The aim was to find methods to be able to discuss the taken-for-granted underlying assumptions in the design process and relate them to what becomes a representation of cultural heritage in the digitalization process. This is a way to find other possible enactments, translations, and alternatives. In addition, as argued by Cecez-Kecmanovic et al. (Citation2008) and Calhoun (Citation1995), there is a need for more empirically oriented norm-critical studies and our ambition grew to not only study and analyze norm reproduction but also to try to find a method or tool that could be used to challenge norm reproduction in its doing, i.e., contribute to practitioners.

Greatly inspired by an exercise created by two practitioners in norm creativity (Vinthagen & Zavalia, Citation2014) called ‘the norm circle’, which consists of two steps, we developed a three-step exercise (also used in other research projects not yet published).
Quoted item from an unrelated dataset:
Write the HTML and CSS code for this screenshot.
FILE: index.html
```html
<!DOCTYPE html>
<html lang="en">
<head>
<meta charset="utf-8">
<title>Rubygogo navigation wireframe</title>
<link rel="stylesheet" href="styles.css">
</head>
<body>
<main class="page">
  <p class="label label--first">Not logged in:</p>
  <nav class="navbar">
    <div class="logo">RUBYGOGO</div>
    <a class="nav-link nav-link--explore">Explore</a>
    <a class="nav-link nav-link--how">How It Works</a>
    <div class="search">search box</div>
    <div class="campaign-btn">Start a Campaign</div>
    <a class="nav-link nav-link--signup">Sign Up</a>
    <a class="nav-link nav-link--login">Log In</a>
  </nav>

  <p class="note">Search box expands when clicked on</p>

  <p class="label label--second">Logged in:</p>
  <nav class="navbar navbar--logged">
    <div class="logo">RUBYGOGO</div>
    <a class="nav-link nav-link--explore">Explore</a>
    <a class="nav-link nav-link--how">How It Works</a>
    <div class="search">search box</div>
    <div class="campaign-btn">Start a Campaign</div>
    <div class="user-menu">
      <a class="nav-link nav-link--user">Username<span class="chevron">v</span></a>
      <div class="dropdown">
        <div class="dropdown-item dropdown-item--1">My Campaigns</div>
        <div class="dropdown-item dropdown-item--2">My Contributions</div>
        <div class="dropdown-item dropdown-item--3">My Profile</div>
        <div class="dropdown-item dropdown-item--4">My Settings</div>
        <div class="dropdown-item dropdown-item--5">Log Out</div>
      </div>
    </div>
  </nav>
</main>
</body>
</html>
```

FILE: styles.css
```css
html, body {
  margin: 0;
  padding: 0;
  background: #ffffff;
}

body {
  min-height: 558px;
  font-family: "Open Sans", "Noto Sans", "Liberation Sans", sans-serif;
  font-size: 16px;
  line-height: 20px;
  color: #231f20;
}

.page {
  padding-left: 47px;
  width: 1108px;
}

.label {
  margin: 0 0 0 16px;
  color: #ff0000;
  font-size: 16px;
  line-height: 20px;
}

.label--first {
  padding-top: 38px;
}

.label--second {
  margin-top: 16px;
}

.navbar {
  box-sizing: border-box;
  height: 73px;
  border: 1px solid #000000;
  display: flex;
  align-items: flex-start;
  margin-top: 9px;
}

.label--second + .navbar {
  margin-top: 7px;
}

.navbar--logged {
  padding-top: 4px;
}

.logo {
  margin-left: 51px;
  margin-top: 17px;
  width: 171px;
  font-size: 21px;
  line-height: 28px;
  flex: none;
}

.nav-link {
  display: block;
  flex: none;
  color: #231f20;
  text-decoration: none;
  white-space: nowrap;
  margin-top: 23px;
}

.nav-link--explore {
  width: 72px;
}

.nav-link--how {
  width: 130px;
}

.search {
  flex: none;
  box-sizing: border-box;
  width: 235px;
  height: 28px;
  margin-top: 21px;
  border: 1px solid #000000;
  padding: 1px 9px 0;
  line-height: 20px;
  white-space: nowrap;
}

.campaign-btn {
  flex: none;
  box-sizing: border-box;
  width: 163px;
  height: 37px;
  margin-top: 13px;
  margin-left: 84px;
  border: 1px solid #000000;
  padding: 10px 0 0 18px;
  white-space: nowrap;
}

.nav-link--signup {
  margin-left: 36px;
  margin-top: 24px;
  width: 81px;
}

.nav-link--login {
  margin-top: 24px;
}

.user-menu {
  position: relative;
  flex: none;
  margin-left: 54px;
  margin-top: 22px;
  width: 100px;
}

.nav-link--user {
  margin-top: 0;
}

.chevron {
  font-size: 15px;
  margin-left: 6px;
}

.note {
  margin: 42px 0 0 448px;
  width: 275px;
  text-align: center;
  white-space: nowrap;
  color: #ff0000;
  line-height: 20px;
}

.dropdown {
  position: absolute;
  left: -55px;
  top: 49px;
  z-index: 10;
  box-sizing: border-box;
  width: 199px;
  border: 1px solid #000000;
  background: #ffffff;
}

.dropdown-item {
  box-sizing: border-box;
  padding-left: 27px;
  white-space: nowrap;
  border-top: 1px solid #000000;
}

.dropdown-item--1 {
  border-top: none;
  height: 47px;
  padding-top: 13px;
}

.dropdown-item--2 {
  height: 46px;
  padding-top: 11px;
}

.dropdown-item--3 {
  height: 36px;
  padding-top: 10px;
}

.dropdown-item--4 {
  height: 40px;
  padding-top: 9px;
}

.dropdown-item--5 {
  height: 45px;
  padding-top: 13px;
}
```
The third step added is more intervention-oriented, including analysis of possible action space ().

The three steps can be briefly described as follows:

  • Step 1: We asked the participant to fill the inner circle with what and who is included in everyday practices (positioned inside the norm circle). This in order to visualize what and who is included in the everyday making of cultural heritage, i.e., the norm reproduction.

  • Step 2: We asked the participants to identify what and who is excluded in everyday practices (positioned outside the norm circle). This in order to start a process of reflecting upon the inclusion/exclusion practices.

  • Step 3: We removed what and who was placed inside (that is in step 1) and gave the participants the opportunity to discuss and reflect the new image. Then we started to discuss how to include the excluded. This in order to identify the participants’ action space for what and who is positioned outside the norm in their everyday practices.

In this study, the three steps were used as a guide for a six-hour workshop together with practitioners in the digital culture sector. The empirical setting is a regional initiative aiming to make a digital cultural heritage portal and a research project called ‘Whose culture?’ The research project, as a whole, addresses issues of who contributes to what becomes representations of cultural heritage and what happens to these representations when they are transferred to a digital portal. The empirical material presented here was obtained from the workshop, which was held after several interviews with different key actors in the digital cultural heritage portal project. In the workshop, the composition of actors was based on a widely distributed invitation and covered actors who had been working with the portal. All workshop participants work in the region with cultural heritage in different ways, making them relevant for the workshop. There were a total of eight participants in the workshop, as presented in .

Figure 1. Norm-critical exercise.

Figure 1. Norm-critical exercise.

Table 1. Informants.

The portal is owned by a regional network consisting of collaborating institutions including the County Administrative Board, the county museum, the county library, and the National Archive (located in the region). Its funding has changed over time; it has been funded by both EU funding and received economic support from the local municipality, as well as the County Administrative Board. Key actors from all collaborating institutions were represented at the workshop. The actors were either directly involved in the everyday practices of the digitalizing the cultural heritage of the region or involved at the regional policy level.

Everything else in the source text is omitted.